Die Stadt Bergisch Gladbach wird keine Speicherung und Archivierung der Sitzungsdaten über den Livestream vornehmen oder diese zur Verfügung stellen. Von einem on-demand-System (Abrufbarkeit zu jeder Zeit für vergangene Sitzungen) wird deshalb abgesehen. Dies entspricht der Verfahrensweise des Großteils der Kommunen, die Livestreaming während der Ratssitzungen praktizieren.
Das Mitschneiden und die Weitergabe von Wortbeiträgen im Internet kann jedoch technisch nicht ausgeschlossen werden.

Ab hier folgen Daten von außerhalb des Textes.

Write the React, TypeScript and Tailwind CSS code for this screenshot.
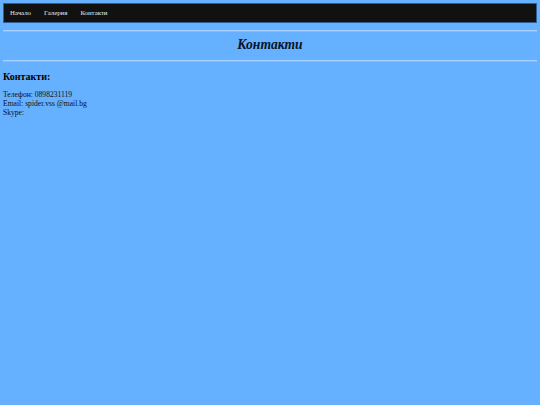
export default function App() {
  const links = ["Начало", "Галерия", "Контакти"];
  return (
    <div className="min-h-[405px] w-full bg-[#65b0ff] px-[3px] pt-[3px] font-['Liberation_Serif',serif] text-black">
      <nav className="flex h-[20px] items-center gap-[13px] border border-[#2f5f95] bg-[#111111] px-[6px] pt-[1px] text-[6.8px] text-[#e8e8e8]">
        {links.map((l) => (
          <span key={l}>{l}</span>
        ))}
      </nav>
      <div className="mt-[7px] border-t border-t-[#a8d2ff] border-b border-b-[#7cbcff]" />
      <h1 className="flex h-[28px] items-center justify-center pb-[2px] text-[13.6px] font-bold italic text-[#0b1426]">
        Контакти
      </h1>
      <div className="border-t border-t-[#a8d2ff] border-b border-b-[#7cbcff]" />
      <h3 className="mt-[9px] text-[10px] font-bold leading-[12px]">Контакти:</h3>
      <div className="mt-[7px] text-[7.6px] leading-[9px] text-[#111]">
        <p>Телефон: 0898231119</p>
        <p>Email: spider.vss @mail.bg</p>
        <p>Skype:</p>
      </div>
    </div>
  );
}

Begründung zur Vergabe an einen externen Dienstleister

Durch die Übertragung auf einen externen Dienstleister im Rahmen einer professionellen Full-Service Lösung, ist eine jederzeitige Änderung der Rahmenbedingungen der Übertragung und die Sicherung des neuesten technischen Stands ohne zusätzliche Investitionskosten gegeben. Es entstehen keine zusätzlichen Aufwendungen für die Bereitstellung von Ersatzpersonal.